Sandbrook is brilliant in drawing through-lines from the popular culture of the time across the wider political themes. He sees the apocalyptic edge reflected not just in the obvious (and almost gleeful) dystopian fantasies of a TV series like “Survivors”, but also in something like “The Good Life”, with its twee subversiveness seeming greater in retrospect. This is no “I Heart 70s” style set of nostalgic check-points, though. It’s thorough, critical and inspired in its weaving of complex lines of thought. For example, take the subject of British negotiations for entry into the EEC. This might – hard to believe I know – prove a little dry. In Sandbrook’s hands, it provides a fascinating chapter which roams widely to take in the question of how we, as a society, saw Johnny Foreigner in his many guises, and our ambivalent (if not downright contradictory) responses to sensing we might well just be one medium-sized nation in a larger continent and even larger world. Eric Idle’s deathless Monty Python monologue on the Watney’s Red Barrel guzzling Brit abroad of this era provides a jumping off point and Sandbrook deftly gets from the economic implications of the Common Market (remember that?) to the slow changes in the British diet.
He presents the early Seventies as a time when widely different versions of how Britain should be not only competed – nothing strange in that – but in which there was no clear sense of which versions would come out on top. What we think of as the hallmarks of the Eighties – the ‘greed is good’ culture of unregulated money-making – is shown to have its roots very clearly and deeply in the Heath years. The banks start to redesign their roles and responsibilities as consumer booms become a shoulder-shrugging response by government to an economy that no longer supports itself. It’s a time when – for all we don’t picture this when looking back – the majority of people started to become much better off in terms of material goods and in which expectations of material comfort grew and grew. It’s in the early Seventies that our celebrity culture really beds in (Sandbrook makes great use of changing perceptions of footballers, in particular, during these years) and the various fronts in the wars of political correctness are established. Sandbrook’s approach is only broadly chronological – the chapters proceed by theme and, thankfully, he isn’t too hung up on sticking to his 1974 end date. He’s also great company on the page, with intelligent and often amusing asides; during a grim, utterly sobering chapter on the descent of Northern Ireland into Heart of Darkness levels of anarchy, he finds a moment to point out that Bloody Sunday later became the subject of songs by John Lennon and U2 – “neither of them any good”. Yet he doesn’t allow waspishness and retrospective judgement to obstruct a clear-eyed presentation of how appalling it was at the time, reminding us of so many stories, forgotten by most, such as the terrifying incident in July 1972 when Protestant loyalists broke into a Catholic home, raped a woman, and shot her handicapped son through the head. The barrister at the ensuing trial comments “You may well think that in this case we have reached the lowest level of human depravity.” Other stories, from both sides of the sectarian divide, make it clear that worse was always possible. The description of what actually happened when senior IRA figures (including those Well Respected Men de nos jours, a young Gerry Adams and Martin McGuiness) were secretly brought to London for talks takes you to a place beyond the darkest of comedies.

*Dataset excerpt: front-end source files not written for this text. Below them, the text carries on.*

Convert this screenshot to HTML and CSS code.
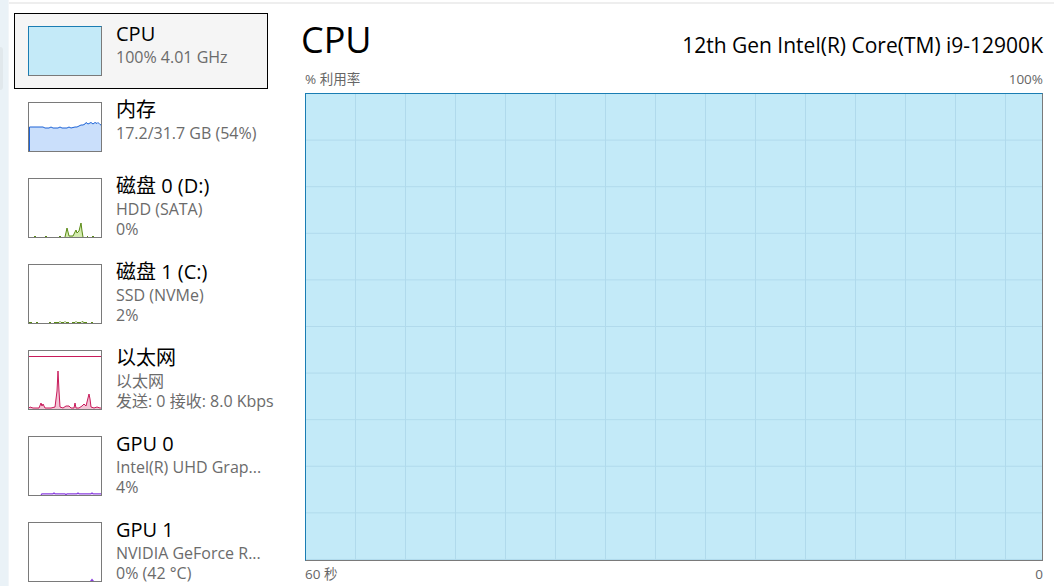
FILE: index.html
```html
<!DOCTYPE html>
<html lang="zh-CN">
<head>
<meta charset="utf-8">
<title>性能 - CPU</title>
<link rel="stylesheet" href="styles.css">
</head>
<body>
<div class="app">
  <div class="rail"><div class="rail-tab"></div></div>
  <div class="main">
    <nav class="sidebar">
      <div class="item selected">
        <div class="thumb thumb-short thumb-cpu"></div>
        <div class="info">
          <div class="title">CPU</div>
          <div class="sub">100% 4.01 GHz</div>
        </div>
      </div>
      <div class="item">
        <div class="thumb thumb-short thumb-mem">
          <svg viewBox="0 0 72 48" width="72" height="48" preserveAspectRatio="none">
            <path class="mem-fill" d="M0,48 L0,24 L14,24 L16,25 L20,25 L22,24 L24,25 L29,25 L31,24 L33,25 L38,25 L40,24 L42,25 L46,24 L48,24 L50,23 L52,22 L54,22 L56,21 L57,19.5 L59,21 L61,20 L62,19.5 L64,21 L66,19.5 L68,20.5 L69,19.5 L71,21.5 L72,22 L72,48 Z"/>
            <path class="mem-line" d="M0.5,48 L0.5,24 L14,24 L16,25 L20,25 L22,24 L24,25 L29,25 L31,24 L33,25 L38,25 L40,24 L42,25 L46,24 L48,24 L50,23 L52,22 L54,22 L56,21 L57,19.5 L59,21 L61,20 L62,19.5 L64,21 L66,19.5 L68,20.5 L69,19.5 L71,21.5 L72,22"/>
          </svg>
        </div>
        <div class="info">
          <div class="title">内存</div>
          <div class="sub">17.2/31.7 GB (54%)</div>
        </div>
      </div>
      <div class="item">
        <div class="thumb thumb-tall">
          <svg viewBox="0 0 72 58" width="72" height="58">
            <path class="disk-fill" d="M36,58 L38,49 L40,57 L44,57 L46,53 L47,51 L48,54 L50,52 L52,44 L53,52 L54,58 Z"/>
            <path class="disk-line" d="M36,58 L38,49 L40,57 L44,57 L46,53 L47,51 L48,54 L50,52 L52,44 L53,52 L54,58"/>
            <path class="disk-line" d="M5,57.5 L7,57.5 M16,57.5 L18,57.5 M30,57.5 L32,57.5 M58,57.5 L59,57.5 M63,57.5 L65,57.5"/>
          </svg>
        </div>
        <div class="info">
          <div class="title">磁盘 0 (D:)</div>
          <div class="sub">HDD (SATA)</div>
          <div class="sub">0%</div>
        </div>
      </div>
      <div class="item">
        <div class="thumb thumb-tall">
          <svg viewBox="0 0 72 58" width="72" height="58">
            <path class="disk-line" d="M0,57.5 L3,57.5 M7,57.5 L9,57.5 M20,57.5 L22,57.5 M25,57.5 L30,57.5 L31,56.5 L32,57.5 L35,57.5 L36,56.5 L37,57.5 L40,57.5 M43,57.5 L46,57.5 L47,56.5 L48,57.5 L52,57.5 L53,56.5 L55,57.5 L58,57.5 M62,57.5 L64,57.5"/>
          </svg>
        </div>
        <div class="info">
          <div class="title">磁盘 1 (C:)</div>
          <div class="sub">SSD (NVMe)</div>
          <div class="sub">2%</div>
        </div>
      </div>
      <div class="item">
        <div class="thumb thumb-tall">
          <svg viewBox="0 0 72 58" width="72" height="58">
            <path class="net-line" d="M0,5.5 L72,5.5"/>
            <path class="net-fill" d="M0,58 L1,56 L4,57 L10,57 L12,52 L13,55 L14,53 L16,57 L22,57 L26,56 L28,40 L29,20 L30,40 L31,56 L34,57 L37,55 L40,55 L42,57 L45,57 L46,52 L47,57 L50,57 L53,55 L55,53 L57,55 L59,47 L60,43 L61,48 L62,56 L65,57 L68,56 L71,57 L72,58 Z"/>
            <path class="net-line" d="M0,57 L1,56 L4,57 L10,57 L12,52 L13,55 L14,53 L16,57 L22,57 L26,56 L28,40 L29,20 L30,40 L31,56 L34,57 L37,55 L40,55 L42,57 L45,57 L46,52 L47,57 L50,57 L53,55 L55,53 L57,55 L59,47 L60,43 L61,48 L62,56 L65,57 L68,56 L71,57 L72,57"/>
          </svg>
        </div>
        <div class="info">
          <div class="title">以太网</div>
          <div class="sub">以太网</div>
          <div class="sub">发送: 0 接收: 8.0 Kbps</div>
        </div>
      </div>
      <div class="item">
        <div class="thumb thumb-tall">
          <svg viewBox="0 0 72 58" width="72" height="58">
            <path class="gpu-line" d="M12,58 L13,56.8 L24,56.8 L25,56 L26,56.8 L36,56.8 L37,57.8 L38,56.8 L48,56.8 L49,56 L50,56.8 L62,56.8 L63,56 L64,56.8 L72,56.8"/>
          </svg>
        </div>
        <div class="info">
          <div class="title">GPU 0</div>
          <div class="sub">Intel(R) UHD Grap...</div>
          <div class="sub">4%</div>
        </div>
      </div>
      <div class="item">
        <div class="thumb thumb-tall">
          <svg viewBox="0 0 72 58" width="72" height="58">
            <path class="gpu-fill" d="M61,58 L63,55.5 L65,58 Z"/>
          </svg>
        </div>
        <div class="info">
          <div class="title">GPU 1</div>
          <div class="sub">NVIDIA GeForce R...</div>
          <div class="sub">0% (42 °C)</div>
        </div>
      </div>
    </nav>
    <section class="content">
      <div class="header">
        <h1 class="big">CPU</h1>
        <div class="model">12th Gen Intel(R) Core(TM) i9-12900K</div>
      </div>
      <div class="axis axis-top"><span>% 利用率</span><span>100%</span></div>
      <div class="graph"></div>
      <div class="axis axis-bottom"><span>60 秒</span><span>0</span></div>
    </section>
  </div>
</div>
</body>
</html>
```
FILE: styles.css
```css
* { box-sizing: border-box; }
html, body { margin: 0; padding: 0; }
body {
  background: #ffffff;
  font-family: "Open Sans", "Noto Sans CJK SC", sans-serif;
  color: #000;
  overflow: hidden;
}
.app {
  display: flex;
  width: 1054px;
  height: 586px;
  overflow: hidden;
}
.rail {
  width: 9px;
  flex: none;
  background: #eaf2f7;
  border-right: 1px solid #f2f6f9;
  padding-top: 47px;
}
.rail-tab {
  width: 3px;
  height: 43px;
  background: #e1e8ec;
  border-radius: 0 3px 3px 0;
}
.main {
  flex: 1;
  display: flex;
  margin-top: 2px;
  border-top: 2px solid #eeeeee;
}
.sidebar {
  width: 281px;
  flex: none;
  padding: 9px 0 0 5px;
}
.item {
  width: 254px;
  display: flex;
  align-items: flex-start;
  gap: 14px;
  padding: 12px 13px;
  border: 1px solid transparent;
}
.item.selected {
  background: #f5f5f5;
  border-color: #000;
}
.thumb {
  width: 74px;
  flex: none;
  border: 1px solid #7a7a7a;
  background: #fff;
  overflow: hidden;
}
.thumb svg { display: block; }
.thumb-short { height: 50px; }
.thumb-tall { height: 60px; }
.thumb-cpu {
  background: #c4eaf8;
  border-top-color: #1a7db3;
  border-left-color: #1a7db3;
}
.mem-fill { fill: #cadffb; }
.mem-line { fill: none; stroke: #1d63d6; stroke-width: 1; }
.disk-fill { fill: #d3ebae; }
.disk-line { fill: none; stroke: #5a8a16; stroke-width: 1; }
.net-fill { fill: #f2c4d5; }
.net-line { fill: none; stroke: #c81b5b; stroke-width: 1; }
.gpu-line { fill: none; stroke: #8b3fe0; stroke-width: 1.2; }
.gpu-fill { fill: #8b3fe0; }
.info {
  margin: -5px 0 -6px;
  min-width: 0;
}
.title {
  font-size: 20px;
  line-height: 26px;
  color: #000;
  white-space: nowrap;
}
.sub {
  font-size: 16px;
  line-height: 20px;
  color: #6b6b6b;
  white-space: nowrap;
}
.content {
  flex: 1;
  padding: 14px 11px 0 15px;
  display: flex;
  flex-direction: column;
}
.header {
  display: flex;
  justify-content: space-between;
  align-items: baseline;
  height: 44px;
}
.big {
  margin: 0 0 0 -4px;
  font-size: 36px;
  line-height: 44px;
  font-weight: 400;
}
.model {
  font-size: 21px;
  line-height: 26px;
}
.axis {
  display: flex;
  justify-content: space-between;
  font-size: 13.5px;
  line-height: 18px;
  color: #666;
}
.axis-top { margin-top: 8px; }
.axis-bottom { margin-top: 4px; }
.graph {
  margin-top: 5px;
  height: 468px;
  border: 1px solid #7a7a7a;
  border-top-color: #1a7db3;
  border-left-color: #1a7db3;
  background-color: #c3eaf8;
  background-image:
    linear-gradient(to right, transparent 49px, #b0daec 49px, #b0daec 50px),
    linear-gradient(to bottom, transparent calc(100% - 1px), #b0daec calc(100% - 1px));
  background-size: 50px 100%, 100% 10%;
  background-repeat: repeat-x, repeat-y;
}
```
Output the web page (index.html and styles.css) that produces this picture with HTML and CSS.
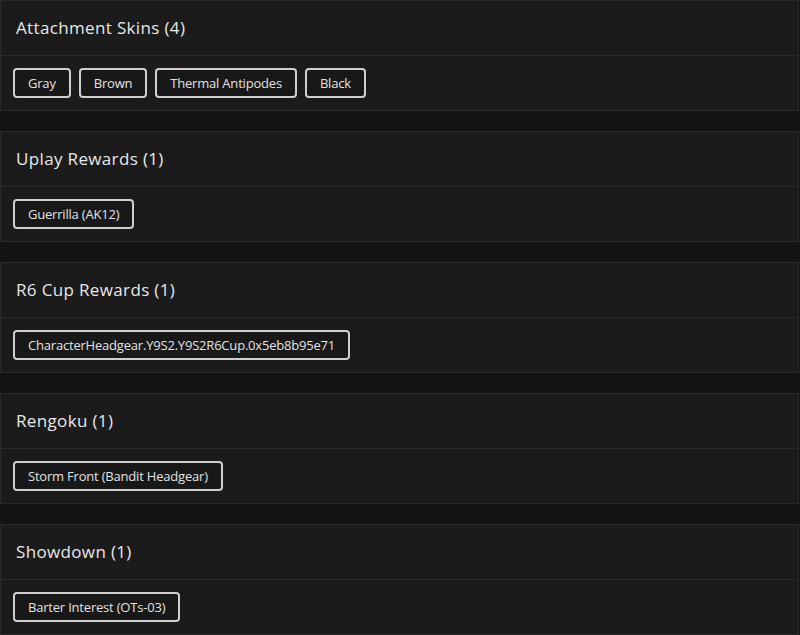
FILE: index.html
```html
<!DOCTYPE html>
<html>
<head>
<meta charset="utf-8">
<link rel="stylesheet" href="styles.css">
</head>
<body>
<div class="list">
  <section class="card">
    <div class="card-head">Attachment Skins (4)</div>
    <div class="card-body">
      <span class="tag">Gray</span>
      <span class="tag">Brown</span>
      <span class="tag">Thermal Antipodes</span>
      <span class="tag">Black</span>
    </div>
  </section>
  <section class="card">
    <div class="card-head">Uplay Rewards (1)</div>
    <div class="card-body">
      <span class="tag">Guerrilla (AK12)</span>
    </div>
  </section>
  <section class="card">
    <div class="card-head">R6 Cup Rewards (1)</div>
    <div class="card-body">
      <span class="tag">CharacterHeadgear.Y9S2.Y9S2R6Cup.0x5eb8b95e71</span>
    </div>
  </section>
  <section class="card">
    <div class="card-head">Rengoku (1)</div>
    <div class="card-body">
      <span class="tag">Storm Front (Bandit Headgear)</span>
    </div>
  </section>
  <section class="card">
    <div class="card-head">Showdown (1)</div>
    <div class="card-body">
      <span class="tag">Barter Interest (OTs-03)</span>
    </div>
  </section>
</div>
</body>
</html>
```
FILE: styles.css
```css
html, body {
  margin: 0;
  padding: 0;
  background: #131313;
}
body {
  font-family: "Open Sans", "Noto Sans", sans-serif;
  color: #e6e6e6;
}
.list {
  display: flex;
  flex-direction: column;
  gap: 20px;
  width: 799px;
}
.card {
  background: #1b1b1b;
  border: 1px solid #2a2a2a;
}
.card-head {
  height: 55px;
  box-sizing: border-box;
  padding: 0 15px 2px;
  display: flex;
  align-items: center;
  font-size: 17px;
  font-weight: 500;
  letter-spacing: 0.35px;
  color: #e8e8e8;
  border-bottom: 1px solid #2c2c2c;
}
.card-body {
  height: 54px;
  box-sizing: border-box;
  padding: 0 12px;
  display: flex;
  align-items: center;
  gap: 8px;
}
.tag {
  display: inline-flex;
  align-items: center;
  height: 30px;
  box-sizing: border-box;
  padding: 0 13px;
  border: 2px solid #cfcfcf;
  border-radius: 4px;
  background: #181818;
  font-size: 13px;
  letter-spacing: -0.2px;
  color: #e2e2e2;
}
```
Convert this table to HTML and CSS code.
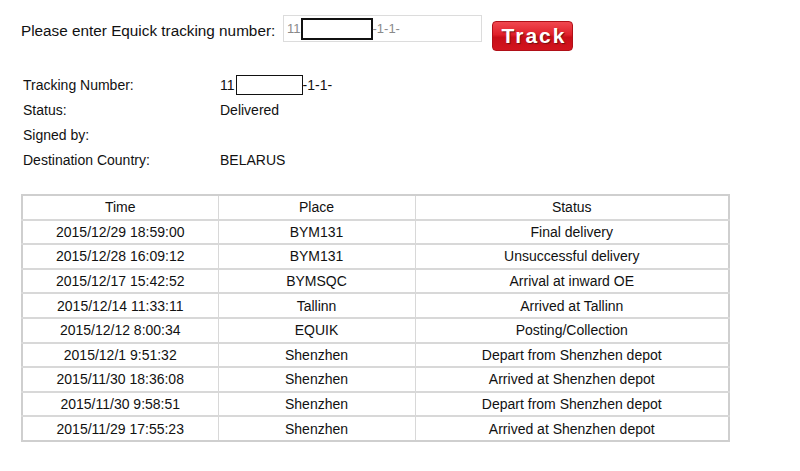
FILE: index.html
```html
<!DOCTYPE html>
<html>
<head>
<meta charset="utf-8">
<link rel="stylesheet" href="styles.css">
</head>
<body>
<div class="page">
  <div class="search">
    <span class="prompt">Please enter Equick tracking number:</span>
    <div class="field"><span>11</span><span class="mask mask-in"></span><span>-1-1-</span></div>
    <button class="track">Track</button>
  </div>
  <div class="info">
    <div class="row"><span class="label">Tracking Number:</span><span class="value">11<span class="mask mask-info"></span>-1-1-</span></div>
    <div class="row"><span class="label">Status:</span><span class="value">Delivered</span></div>
    <div class="row"><span class="label">Signed by:</span><span class="value"></span></div>
    <div class="row"><span class="label">Destination Country:</span><span class="value">BELARUS</span></div>
  </div>
  <table class="events">
    <colgroup><col class="c1"><col class="c2"><col class="c3"></colgroup>
    <tr><th>Time</th><th>Place</th><th>Status</th></tr>
    <tr><td>2015/12/29 18:59:00</td><td>BYM131</td><td>Final delivery</td></tr>
    <tr><td>2015/12/28 16:09:12</td><td>BYM131</td><td>Unsuccessful delivery</td></tr>
    <tr><td>2015/12/17 15:42:52</td><td>BYMSQC</td><td>Arrival at inward OE</td></tr>
    <tr><td>2015/12/14 11:33:11</td><td>Tallinn</td><td>Arrived at Tallinn</td></tr>
    <tr><td>2015/12/12 8:00:34</td><td>EQUIK</td><td>Posting/Collection</td></tr>
    <tr><td>2015/12/1 9:51:32</td><td>Shenzhen</td><td>Depart from Shenzhen depot</td></tr>
    <tr><td>2015/11/30 18:36:08</td><td>Shenzhen</td><td>Arrived at Shenzhen depot</td></tr>
    <tr><td>2015/11/30 9:58:51</td><td>Shenzhen</td><td>Depart from Shenzhen depot</td></tr>
    <tr><td>2015/11/29 17:55:23</td><td>Shenzhen</td><td>Arrived at Shenzhen depot</td></tr>
  </table>
</div>
</body>
</html>
```
FILE: styles.css
```css
html, body {
  margin: 0;
  padding: 0;
  background: #fff;
}
body {
  font-family: "Liberation Sans", Arial, sans-serif;
  color: #111;
}
.page {
  padding: 15px 0 0 21px;
}
.search {
  display: flex;
  align-items: flex-start;
  height: 36px;
}
.prompt {
  font-size: 15.3px;
  margin-top: 7px;
  width: 262px;
}
.field {
  box-sizing: border-box;
  width: 199px;
  height: 27px;
  border: 1px solid #dcdcdc;
  display: flex;
  align-items: center;
  padding-left: 3px;
  font-size: 13px;
  color: #8a8a8a;
}
.mask {
  display: inline-block;
  box-sizing: border-box;
  background: #fff;
  border: 2px solid #111;
}
.mask-in {
  width: 72px;
  height: 22px;
}
.track {
  margin: 6px 0 0 10px;
  box-sizing: border-box;
  width: 81px;
  height: 30px;
  border: 1px solid #b01018;
  border-radius: 4px;
  background: linear-gradient(#f04850 0%, #e0202a 45%, #c80e18 55%, #d2141e 100%);
  color: #fff;
  font-family: "Liberation Sans", Arial, sans-serif;
  font-weight: bold;
  font-size: 21px;
  letter-spacing: 2px;
  padding: 0 0 0 3px;
  text-shadow: 1px 1px 1px #701010;
  line-height: 26px;
}
.info {
  margin: 21px 0 0 2px;
  font-size: 14px;
}
.row {
  display: flex;
  height: 25px;
  align-items: center;
}
.label {
  width: 197px;
}
.value {
  display: flex;
  align-items: center;
}
.mask-info {
  width: 67px;
  height: 20px;
  margin-left: 1px;
  border-width: 1.5px;
}
.events {
  margin-top: 22px;
  width: 709px;
  border-collapse: collapse;
  border: 2px solid #cfcfcf;
  font-size: 14px;
  table-layout: fixed;
}
.c1 { width: 196px; }
.c2 { width: 197px; }
.events th, .events td {
  border: 1px solid #d8d8d8;
  border-width: 2px 1px 0 1px;
  height: 22.6px;
  padding: 0;
  text-align: center;
  font-weight: normal;
  vertical-align: middle;
}
.events tr:first-child th {
  border-top: 0;
}
```
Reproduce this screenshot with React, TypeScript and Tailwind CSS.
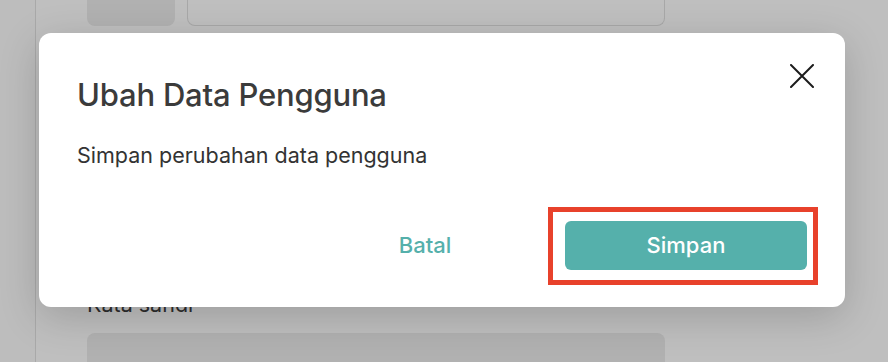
import React from 'react';

const font = { fontFamily: 'Inter, "Noto Sans", sans-serif' };

export default function App() {
  return (
    <div className="relative h-[362px] w-[888px] overflow-hidden bg-[#bfbfbf]" style={font}>
      {/* page behind the modal */}
      <div className="flex h-full">
        <div className="w-[36px] shrink-0 border-r border-[#a9a9a9] bg-[#bdbdbd]" />
        <div className="flex flex-1 flex-col pl-[51px]">
          <div className="flex h-[26px] shrink-0 gap-3">
            <div className="w-[88px] rounded-b-lg bg-[#b1b1b1]" />
            <div className="w-[478px] rounded-b-lg border border-t-0 border-[#a8a8a8]" />
          </div>
          <p className="mt-[264px] shrink-0 text-[21.5px] leading-7 text-[#2d2d2d]">Kata sandi</p>
          <div className="mt-[15px] h-[60px] w-[578px] shrink-0 rounded-lg bg-[#b1b1b1]" />
        </div>
      </div>

      {/* modal */}
      <div className="absolute left-[39px] top-[33px] flex h-[274px] w-[806px] flex-col rounded-xl bg-white px-[38px] shadow-[0_10px_40px_rgba(0,0,0,0.18)]">
        <button className="absolute right-[31px] top-[31px] h-6 w-6 text-[#1c1c1c]">
          <svg viewBox="0 0 24 24" width="24" height="24" fill="none" stroke="currentColor" strokeWidth="2" strokeLinecap="round">
            <path d="M1 1L23 23M23 1L1 23" />
          </svg>
        </button>
        <h2 className="mt-[43px] text-[31px] font-medium leading-[38px] tracking-[-0.2px] text-[#3b3b3b]">Ubah Data Pengguna</h2>
        <p className="mt-[27px] text-[21.5px] leading-7 text-[#333333]">Simpan perubahan data pengguna</p>
        <div className="mt-auto mb-[37px] flex justify-end gap-[19px]">
          <button className="h-[49px] w-[242px] rounded-md text-[22px] font-medium text-[#55b0ab]">Batal</button>
          <button className="h-[49px] w-[242px] rounded-md bg-[#55b0ab] text-[22px] font-medium text-white">Simpan</button>
        </div>
        {/* highlight annotation */}
        <div className="pointer-events-none absolute left-[509px] top-[174px] h-[78px] w-[270px] border-[5px] border-[#e8412b]" />
      </div>
    </div>
  );
}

Key personalities of these years are offered in detail and the cast of characters covers everyone from union leaders like Jack Jones (one of many Proustian touchstones for readers of my age) to the sadly ubiquitous Robin Askwith, on the receiving end of a bullish J’Accuse for his part in the decline of British cinema during these years. One of the most interesting portraits to emerge is that of Edward Heath – no, really. There’s no hagiography or attempt at rehabilitating his achievement as Prime Minister; I doubt there’s any kind of hallucinatory drug treatment which could ever result in anyone seeing Heath as other than a largely failed national leader. What does come across, gradually, is a broadly sympathetic portrait of a lonely but fundamentally decent man, one without friends or family, or much in the way of critical self-awareness, but shouldering a stiff, outdated sense of personal honour. His face to face relationships with many of the union leaders were sincerely cordial and mutually respectful; indeed, they come across as massively better and more productive than the relationships between these men and the Labour hierarchy of the time; Tony Benn, especially, emerges from this book as a self-important clown of the unfunniest kind. Heath’s guiding star of a European future for Britain came from profound convictions about the need to avoid the tyrannies which had taken Europe almost to destruction in the war years. As a student at Oxford in the Thirties, Heath had visited Berlin and seen Hitler speak at a rally (they had much better Gap Years back then). He served towards the end of the war and remained convinced that only formal cooperation and understanding between Europe’s nations could secure peace and avoid a return to totalitarianism. What he couldn’t do was articulate this in a way that could compel widespread belief in such a future. Heath was sincere but charisma-free. In fact, he was anti-charisma. If he offered you a suitcase full of money you’d end up walking away thinking “What’s this guy’s problem?”
Sandbrook’s writing never feels laboured and he has done a Chilean-miners rescuing job on this somewhat unloved period, wrenching it from both the “Hey, remember spacehoppers?” soundbite brigade and from the temptation to see it only as brown, directionless and spasmodically violent. I found myself reading it almost as a novel, desperate to reach the end of the next chapter and know where this was all heading, for all that I thought I knew something about my childhood years. But I know the myths, not the history. Now I know It’s heading to a subsequent volume exploring how the Seventies ended. As I remember, it was Ice Pops, an endless summer in Platt Fields Park, and Star Wars. I’m guessing Dominic Sandbrook might well show me otherwise.